Helvetica Servicing, Inc. v. Pasquan
Posted on November 29, 2012 by Scott M. Drucker, Esq.
Arizona’s Anti-Deficiency Law Continues to Evolve
With the increased number of foreclosures experienced in Arizona over the last several years, the Arizona Court of Appeals continues to issue significant decisions addressing previously unresolved questions pertaining to the protections afforded by Arizona’s anti-deficiency statutes. This trend continued on March 20, 2012 with the court’s published opinion in Helvetica Servicing, Inc. v. Pasquan, 1 CA-CV 10-0418.
In Pasquan, the Court of Appeals addressed three significant legal questions pertaining to Helvetica’s judicial foreclosure of the Pasquans’ Paradise Valley home, which was secured by a loan with Helvetica in the principal amount of $3,657,793.30. Specifically at issue was Helvetica’s right to a deficiency judgment against the Pasquans in the approximate amount of $3,200,000.00 following Helvetica’s purchase of the property at a sheriff’s sale pursuant to a $400,000.00 credit bid.

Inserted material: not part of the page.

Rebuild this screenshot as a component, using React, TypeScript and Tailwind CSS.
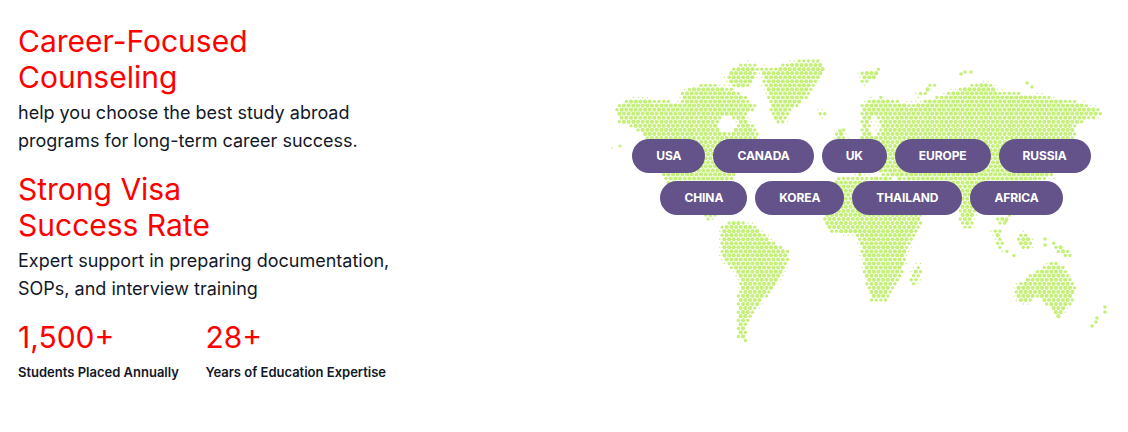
type Pt = [number, number];

const land: Pt[][] = [
  // north america
  [[615,110],[620,104],[633,98],[650,99],[680,103],[681,92],[703,83],[717,85],[737,91],[745,97],[757,107],[750,113],[743,115],[752,124],[757,132],[758,145],[745,150],[738,172],[733,178],[722,186],[716,200],[716,218],[708,220],[700,205],[680,195],[664,178],[655,160],[648,140],[640,132],[628,126],[620,124]],
  // greenland and arctic islands
  [[727,72],[743,63],[760,66],[764,84],[768,95],[773,121],[784,125],[788,112],[804,101],[815,84],[827,70],[822,61],[800,60],[773,68],[760,66],[752,86],[738,90],[727,84]],
  // south america
  [[722,226],[733,219],[753,225],[767,237],[788,250],[790,258],[780,280],[770,293],[755,310],[748,323],[746,334],[748,343],[738,337],[736,317],[740,282],[733,270],[722,258],[721,242]],
  // europe, asia
  [[862,103],[880,97],[896,101],[913,104],[937,97],[960,88],[980,82],[990,83],[1000,92],[1027,94],[1057,98],[1077,101],[1097,108],[1102,113],[1093,118],[1077,125],[1074,137],[1066,150],[1054,176],[1035,182],[1018,195],[1010,218],[1000,208],[985,198],[978,198],[972,229],[962,229],[958,208],[935,195],[918,183],[885,176],[862,165],[860,140]],
  // africa
  [[823,190],[840,177],[880,176],[920,185],[940,200],[922,215],[920,228],[907,250],[903,270],[887,300],[872,303],[863,275],[863,260],[857,234],[840,235],[825,228]],
  // western europe
  [[829,160],[846,148],[862,135],[862,175],[832,172]],
  // uk
  [[835,132],[843,128],[847,142],[838,145]],
  // madagascar
  [[918,262],[921,272],[915,287],[911,282],[912,271]],
  // australia
  [[1015,287],[1033,272],[1050,262],[1063,265],[1076,288],[1073,300],[1064,313],[1059,320],[1053,315],[1050,307],[1037,298],[1022,304],[1015,297]],
  // new guinea
  [[1053,243],[1062,245],[1074,256],[1068,258],[1056,250]],
  // borneo, sulawesi
  [[1016,242],[1024,231],[1031,240],[1030,248],[1022,249]],
  // sumatra, java
  [[993,229],[1000,231],[1004,248],[1016,256],[1012,257],[997,246]],
  // philippines etc
  [[994,215],[1008,216],[1007,224],[1000,224]],
  // iceland
  [[815,110],[828,111],[824,116],[818,115]],
  // svalbard
  [[860,72],[882,68],[875,80],[862,84]],
  // novaya zemlya
  [[918,94],[933,82],[935,85],[921,98]],
];

const strays: Pt[] = [
  [1045,239],[1045,245],[1105,307],[1105,312],[1097,318],[1092,326],[1096,322],[965,72],[961,74],[971,72],[1027,83],[1032,87],[840,131],[1006,221],
];

function inPoly(x: number, y: number, poly: Pt[]) {
  let inside = false;
  for (let i = 0, j = poly.length - 1; i < poly.length; j = i++) {
    const [xi, yi] = poly[i];
    const [xj, yj] = poly[j];
    if (yi > y !== yj > y && x < ((xj - xi) * (y - yi)) / (yj - yi) + xi) inside = !inside;
  }
  return inside;
}

function inLand(x: number, y: number) {
  // hudson bay, baltic sea
  if ((x - 727) ** 2 / 90 + (y - 124) ** 2 / 60 < 1) return false;
  if ((x - 875) ** 2 / 16 + (y - 126) ** 2 / 80 < 1) return false;
  return land.some((p) => inPoly(x, y, p));
}

const dots: { x: number; y: number; r: number }[] = [];
for (let row = 0; row < 75; row++) {
  const y = 57 + row * 4.05;
  for (let col = 0; col < 108; col++) {
    const x = 610 + col * 4.67 + (row % 2 ? 2.33 : 0);
    if (inLand(x, y)) {
      const edge = [[2.4,0],[-2.4,0],[0,2.4],[0,-2.4]].some(([a, b]) => !inLand(x + a, y + b));
      dots.push({ x, y, r: edge ? 1.7 : 2.1 });
    } else if ((x * 7 + y * 13) % 3 < 1.2 && [[3,0],[-3,0],[0,3],[0,-3]].some(([a, b]) => inLand(x + a, y + b))) {
      dots.push({ x, y, r: 0.7 });
    }
  }
}

function WorldMap() {
  return (
    <svg className="absolute inset-0" width="533" height="432" viewBox="595 0 533 432" fill="#c5f07a">
      {dots.map((d, i) => (
        <circle key={i} cx={d.x} cy={d.y} r={d.r} />
      ))}
      {strays.map(([x, y], i) => (
        <circle key={i} cx={x} cy={y} r={1.8} />
      ))}
      <circle cx={620} cy={146} r={1.5} />
      <circle cx={612} cy={148} r={0.7} />
    </svg>
  );
}

function Pill({ label }: { label: string }) {
  return (
    <span className="flex h-[34px] items-center rounded-[17px] bg-[#63538a] px-6 text-xs font-bold tracking-[-0.1px] text-white">
      {label}
    </span>
  );
}

function Stat({ value, label }: { value: string; label: string }) {
  return (
    <div>
      <div className="text-3xl leading-9 text-[#ff0000]">{value}</div>
      <div className="mt-[7px] text-[13px] leading-5 font-semibold text-[#111827]">{label}</div>
    </div>
  );
}

export default function App() {
  return (
    <div className="flex h-[432px] bg-white font-['Inter',sans-serif]">
      <div className="w-[595px] pt-[23px] pl-[18px]">
        <h2 className="w-[300px] text-3xl leading-9 text-[#ff0000]">Career-Focused Counseling</h2>
        <p className="mt-1 w-[400px] text-lg leading-7 text-[#111827]">
          help you choose the best study abroad
          <br />
          programs for long-term career success.
        </p>
        <h2 className="mt-4 w-[300px] text-3xl leading-9 text-[#ff0000]">
          Strong Visa
          <br />
          Success Rate
        </h2>
        <p className="mt-1 w-[400px] text-lg leading-7 text-[#111827]">
          Expert support in preparing documentation,
          <br />
          SOPs, and interview training
        </p>
        <div className="mt-4 flex gap-[26.5px]">
          <Stat value="1,500+" label="Students Placed Annually" />
          <Stat value="28+" label="Years of Education Expertise" />
        </div>
      </div>
      <div className="relative flex w-[533px] flex-col items-center gap-2 pt-[139px]">
        <WorldMap />
        <div className="relative flex gap-2">
          {["USA", "CANADA", "UK", "EUROPE", "RUSSIA"].map((c) => (
            <Pill key={c} label={c} />
          ))}
        </div>
        <div className="relative flex gap-2">
          {["CHINA", "KOREA", "THAILAND", "AFRICA"].map((c) => (
            <Pill key={c} label={c} />
          ))}
        </div>
      </div>
    </div>
  );
}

In an effort to determine the Pasquans’ alleged deficiency liability, the Court of Appeals first addressed the issue of whether a purchase money loan loses its purchase money distinction and thus its deficiency protection following a refinance. Upholding its previous decision in Bank One v. Beauvais, 188 Ariz. 245, 934 P.2d 809 (App. 1997), the court held that a refinance in and of itself does not destroy the loan’s purchase money status, stating that “A change in the lender’s identity does not, standing alone, alter the nature of the underlying purchase money debt.” Accordingly, refinancing a purchase money loan with a new lender does not cause the borrower to forfeit their anti-deficiency protection.
The second issue addressed by the Court of Appeals is whether a construction loan qualifies as purchase money in nature, and is thereby eligible for anti-deficiency protection. This issue is not directly addressed by Arizona’s anti-deficiency statues because the borrowed funds on a construction loan are not used simply to purchase a qualifying residential property. Rather, construction loans are typically used in part to purchase raw land and in part to pay for the services performed by contractors. Although property improvement loans do not constitute purchase money obligations, the Court of Appeals in Pasquanruled that “a construction loan qualifies as a purchase money obligation if: (1) the deed of trust securing the loan covers the land and the dwelling constructed thereon; and (2) the loan proceeds were in fact used to construct a residence that meets the size and use requirements set forth in A.R.S. § 33-729(A)” i.e. – a single one-family or single two-family dwelling on less than two and one-half acres.
Finally, the Court in Pasquan addressed “cash-out” refinances and examined whether a lender is entitled to a deficiency judgment following the foreclosure of a loan where only a portion of the borrowed funds constitute purchase money. While lenders have long argued that the entire deficiency is a recourse obligation on blended loans of this nature, borrowers have asserted that the entire loan receives the protection afforded by Arizona’s anti-deficiency statutes. In what appears to be a well-reasoned compromise, the Court of Appeals very simply held that the purchase money portion of the loan is eligible for anti-deficiency protection while the cash-out portion is not.
In explaining its rationale, the Court expressed that on the one hand, “it appears unnecessarily punitive and contrary to the consumer-protection goals of Arizona’s legislature to convert an entire obligation into a recourse loan simply because it happens to include non-purchase money sums.” Alternatively, “it seems similarly inappropriate to shield borrowers from deficiencies for loan disbursements unrelated to the acquisition or construction of a qualifying residence.” Following a foreclosure, the lender may therefore seek to recover a deficiency judgment only on the non-purchase money portion of the loan. However, in order to obtain such a judgment, the lender must first trace and segregate the non-purchase money funds.
While the decision in Pasquan may be appealed to Arizona’s Supreme Court, for now the case provides further clarification of Arizona’s evolving anti-deficiency statutes and their application to construction loans and “cash-out” refinances.